(EXERCISE) Repeat each line of the material below exactly as it appears, minus any pictures.

......

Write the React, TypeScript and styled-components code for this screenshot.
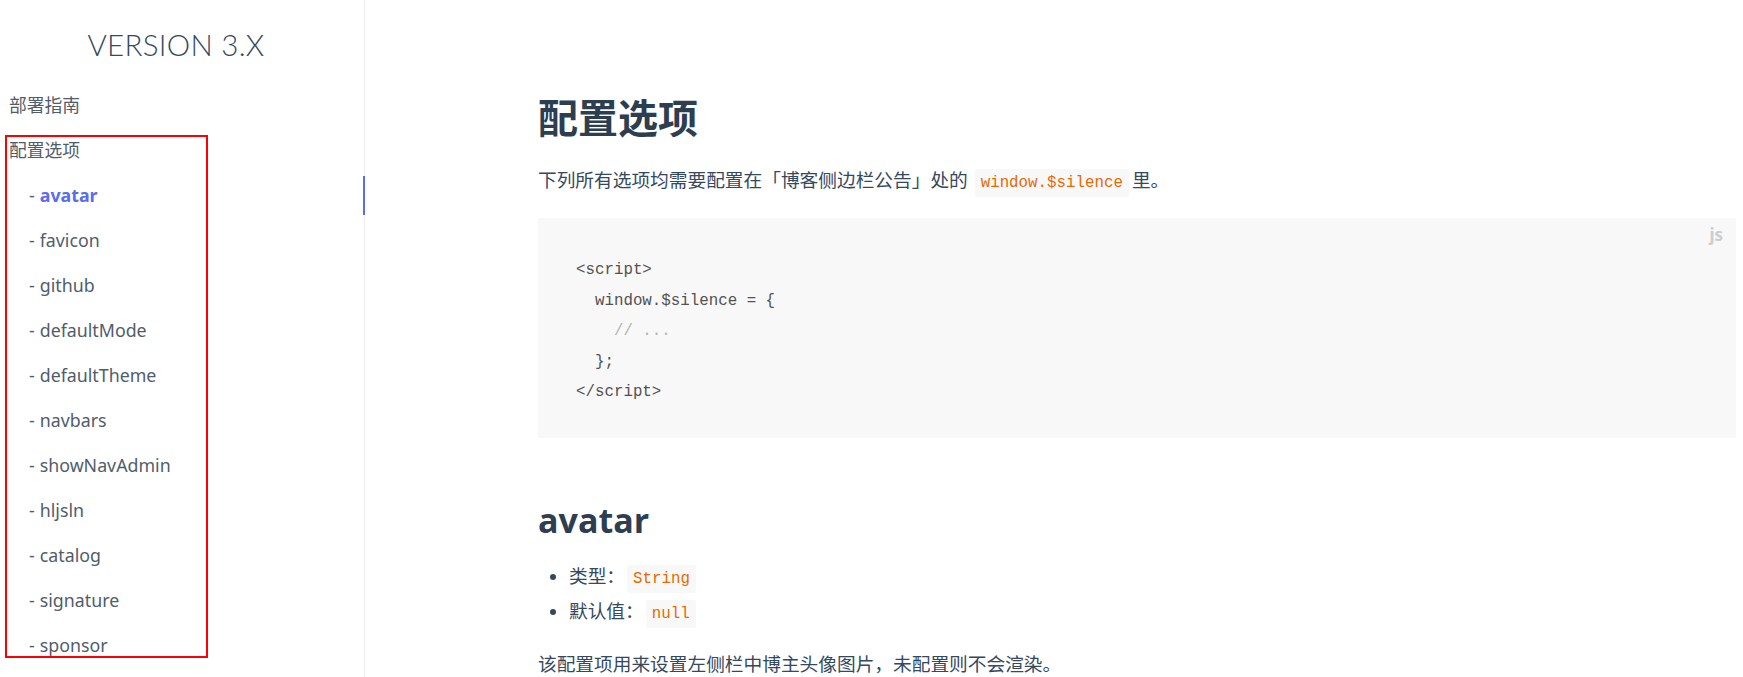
import React from 'react';
import styled, { createGlobalStyle } from 'styled-components';

const GlobalStyle = createGlobalStyle`
  html, body {
    margin: 0;
    padding: 0;
    background: #fff;
  }
  body {
    font-family: "Noto Sans", "Noto Sans CJK SC", sans-serif;
    -webkit-font-smoothing: antialiased;
  }
`;

const THEME = '#5a6cf0';
const CJK = '"Noto Sans", "Noto Sans CJK SC", sans-serif';
const MONO = '"Liberation Mono", "DejaVu Sans Mono", monospace';

const Page = styled.div`
  display: flex;
  width: 1743px;
  height: 677px;
  overflow: hidden;
`;

const Sidebar = styled.aside`
  position: relative;
  flex: 0 0 365px;
  border-right: 1px solid #eeeeee;
  padding-top: 20px;
  box-sizing: border-box;
`;

const AppName = styled.h1`
  margin: 0;
  padding-right: 12px;
  text-align: center;
  font-family: "Lato", "Noto Sans", sans-serif;
  font-weight: 300;
  font-size: 29.5px;
  line-height: 50px;
  letter-spacing: 0.3px;
  color: #34495e;
`;

const NavList = styled.ul`
  list-style: none;
  margin: 13px 0 0;
  padding: 0;
`;

const NavItem = styled.li<{ $sub?: boolean; $active?: boolean }>`
  padding: 3px 0;
  a {
    display: block;
    height: 39px;
    line-height: 39px;
    padding-left: ${({ $sub }) => ($sub ? '29px' : '9px')};
    font-family: ${CJK};
    font-size: 17.8px;
    text-decoration: none;
    white-space: nowrap;
    color: ${({ $active }) => ($active ? THEME : '#505d6b')};
    font-weight: ${({ $active }) => ($active ? 700 : 400)};
    border-right: 2px solid ${({ $active }) => ($active ? THEME : 'transparent')};
    margin-right: -1px;
  }
`;

const Dash = styled.span`
  color: #505d6b;
  font-weight: 400;
  margin-right: 5px;
`;

/* annotation rectangle drawn over the sidebar */
const Highlight = styled.div`
  position: absolute;
  left: 5px;
  top: 135px;
  width: 203px;
  height: 523px;
  border: 2px solid #ff0000;
  box-sizing: border-box;
  pointer-events: none;
`;

const Main = styled.main`
  flex: 1;
  padding: 92px 0 0 173px;
  box-sizing: border-box;
`;

const Section = styled.article`
  width: 1198px;
  color: #34495e;
  font-family: ${CJK};
`;

const Title = styled.h1`
  margin: 0;
  font-family: "Noto Sans CJK SC", sans-serif;
  font-size: 40px;
  line-height: 48px;
  font-weight: 700;
  color: #2c3e50;
`;

const Para = styled.p<{ $top: number }>`
  margin: ${({ $top }) => $top}px 0 0;
  font-size: 18.7px;
  line-height: 28px;
  color: #34495e;
`;

const InlineCode = styled.code`
  font-family: ${MONO};
  font-size: 15.8px;
  color: #e96900;
  background: #f8f8f8;
  border-radius: 2px;
  padding: 5px 6px;
  margin: 0 3px 0 2px;
`;

const CodeBlock = styled.pre`
  position: relative;
  margin: 21px 0 0;
  background: #f8f8f8;
  padding: 37px 0 30px 38px;
  font-family: ${MONO};
  font-size: 15.8px;
  line-height: 30.5px;
  color: #525252;
`;

const Lang = styled.span`
  position: absolute;
  top: 8px;
  right: 13px;
  font-family: "Noto Sans", sans-serif;
  font-size: 17px;
  line-height: 1;
  font-weight: 700;
  color: #cccccc;
`;

const Comment = styled.span`
  color: #b3b3b3;
`;

const SubTitle = styled.h2`
  margin: 62px 0 0;
  font-family: "Open Sans", "Noto Sans", sans-serif;
  font-size: 34px;
  line-height: 41px;
  font-weight: 700;
  color: #2c3e50;
`;

const Props = styled.ul`
  margin: 19px 0 0;
  padding-left: 31px;
  font-size: 18.7px;
  line-height: 32px;
  li::marker {
    font-size: 17px;
  }
`;

const sidebar = [
  'avatar',
  'favicon',
  'github',
  'defaultMode',
  'defaultTheme',
  'navbars',
  'showNavAdmin',
  'hljsln',
  'catalog',
  'signature',
  'sponsor',
];

export default function App() {
  return (
    <>
      <GlobalStyle />
      <Page>
        <Sidebar>
          <AppName>VERSION 3.X</AppName>
          <NavList>
            <NavItem>
              <a href="#">部署指南</a>
            </NavItem>
            <NavItem>
              <a href="#">配置选项</a>
            </NavItem>
            {sidebar.map((name, i) => (
              <NavItem key={name} $sub $active={i === 0}>
                <a href="#">
                  <Dash>-</Dash>
                  {name}
                </a>
              </NavItem>
            ))}
          </NavList>
          <Highlight />
        </Sidebar>
        <Main>
          <Section>
            <Title>配置选项</Title>
            <Para $top={26}>
              下列所有选项均需要配置在「博客侧边栏公告」处的 <InlineCode>window.$silence</InlineCode>里。
            </Para>
            <CodeBlock>
              <Lang>js</Lang>
              {'<script>\n  window.$silence = {\n    '}
              <Comment>// ...</Comment>
              {'\n  };\n</script>'}
            </CodeBlock>
            <SubTitle>avatar</SubTitle>
            <Props>
              <li>
                类型：<InlineCode>String</InlineCode>
              </li>
              <li>
                默认值：<InlineCode>null</InlineCode>
              </li>
            </Props>
            <Para $top={20}>该配置项用来设置左侧栏中博主头像图片，未配置则不会渲染。</Para>
          </Section>
        </Main>
      </Page>
    </>
  );
}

......

(ANSWER IN FULL)
Write the React, TypeScript and styled-components code for this screenshot.
import React from 'react';
import styled, { createGlobalStyle } from 'styled-components';

const GlobalStyle = createGlobalStyle`
  html, body {
    margin: 0;
    padding: 0;
    background: #fff;
  }
  body {
    font-family: "Noto Sans", "Noto Sans CJK SC", sans-serif;
    -webkit-font-smoothing: antialiased;
  }
`;

const THEME = '#5a6cf0';
const CJK = '"Noto Sans", "Noto Sans CJK SC", sans-serif';
const MONO = '"Liberation Mono", "DejaVu Sans Mono", monospace';

const Page = styled.div`
  display: flex;
  width: 1743px;
  height: 677px;
  overflow: hidden;
`;

const Sidebar = styled.aside`
  position: relative;
  flex: 0 0 365px;
  border-right: 1px solid #eeeeee;
  padding-top: 20px;
  box-sizing: border-box;
`;

const AppName = styled.h1`
  margin: 0;
  padding-right: 12px;
  text-align: center;
  font-family: "Lato", "Noto Sans", sans-serif;
  font-weight: 300;
  font-size: 29.5px;
  line-height: 50px;
  letter-spacing: 0.3px;
  color: #34495e;
`;

const NavList = styled.ul`
  list-style: none;
  margin: 13px 0 0;
  padding: 0;
`;

const NavItem = styled.li<{ $sub?: boolean; $active?: boolean }>`
  padding: 3px 0;
  a {
    display: block;
    height: 39px;
    line-height: 39px;
    padding-left: ${({ $sub }) => ($sub ? '29px' : '9px')};
    font-family: ${CJK};
    font-size: 17.8px;
    text-decoration: none;
    white-space: nowrap;
    color: ${({ $active }) => ($active ? THEME : '#505d6b')};
    font-weight: ${({ $active }) => ($active ? 700 : 400)};
    border-right: 2px solid ${({ $active }) => ($active ? THEME : 'transparent')};
    margin-right: -1px;
  }
`;

const Dash = styled.span`
  color: #505d6b;
  font-weight: 400;
  margin-right: 5px;
`;

/* annotation rectangle drawn over the sidebar */
const Highlight = styled.div`
  position: absolute;
  left: 5px;
  top: 135px;
  width: 203px;
  height: 523px;
  border: 2px solid #ff0000;
  box-sizing: border-box;
  pointer-events: none;
`;

const Main = styled.main`
  flex: 1;
  padding: 92px 0 0 173px;
  box-sizing: border-box;
`;

const Section = styled.article`
  width: 1198px;
  color: #34495e;
  font-family: ${CJK};
`;

const Title = styled.h1`
  margin: 0;
  font-family: "Noto Sans CJK SC", sans-serif;
  font-size: 40px;
  line-height: 48px;
  font-weight: 700;
  color: #2c3e50;
`;

const Para = styled.p<{ $top: number }>`
  margin: ${({ $top }) => $top}px 0 0;
  font-size: 18.7px;
  line-height: 28px;
  color: #34495e;
`;

const InlineCode = styled.code`
  font-family: ${MONO};
  font-size: 15.8px;
  color: #e96900;
  background: #f8f8f8;
  border-radius: 2px;
  padding: 5px 6px;
  margin: 0 3px 0 2px;
`;

const CodeBlock = styled.pre`
  position: relative;
  margin: 21px 0 0;
  background: #f8f8f8;
  padding: 37px 0 30px 38px;
  font-family: ${MONO};
  font-size: 15.8px;
  line-height: 30.5px;
  color: #525252;
`;

const Lang = styled.span`
  position: absolute;
  top: 8px;
  right: 13px;
  font-family: "Noto Sans", sans-serif;
  font-size: 17px;
  line-height: 1;
  font-weight: 700;
  color: #cccccc;
`;

const Comment = styled.span`
  color: #b3b3b3;
`;

const SubTitle = styled.h2`
  margin: 62px 0 0;
  font-family: "Open Sans", "Noto Sans", sans-serif;
  font-size: 34px;
  line-height: 41px;
  font-weight: 700;
  color: #2c3e50;
`;

const Props = styled.ul`
  margin: 19px 0 0;
  padding-left: 31px;
  font-size: 18.7px;
  line-height: 32px;
  li::marker {
    font-size: 17px;
  }
`;

const sidebar = [
  'avatar',
  'favicon',
  'github',
  'defaultMode',
  'defaultTheme',
  'navbars',
  'showNavAdmin',
  'hljsln',
  'catalog',
  'signature',
  'sponsor',
];

export default function App() {
  return (
    <>
      <GlobalStyle />
      <Page>
        <Sidebar>
          <AppName>VERSION 3.X</AppName>
          <NavList>
            <NavItem>
              <a href="#">部署指南</a>
            </NavItem>
            <NavItem>
              <a href="#">配置选项</a>
            </NavItem>
            {sidebar.map((name, i) => (
              <NavItem key={name} $sub $active={i === 0}>
                <a href="#">
                  <Dash>-</Dash>
                  {name}
                </a>
              </NavItem>
            ))}
          </NavList>
          <Highlight />
        </Sidebar>
        <Main>
          <Section>
            <Title>配置选项</Title>
            <Para $top={26}>
              下列所有选项均需要配置在「博客侧边栏公告」处的 <InlineCode>window.$silence</InlineCode>里。
            </Para>
            <CodeBlock>
              <Lang>js</Lang>
              {'<script>\n  window.$silence = {\n    '}
              <Comment>// ...</Comment>
              {'\n  };\n</script>'}
            </CodeBlock>
            <SubTitle>avatar</SubTitle>
            <Props>
              <li>
                类型：<InlineCode>String</InlineCode>
              </li>
              <li>
                默认值：<InlineCode>null</InlineCode>
              </li>
            </Props>
            <Para $top={20}>该配置项用来设置左侧栏中博主头像图片，未配置则不会渲染。</Para>
          </Section>
        </Main>
      </Page>
    </>
  );
}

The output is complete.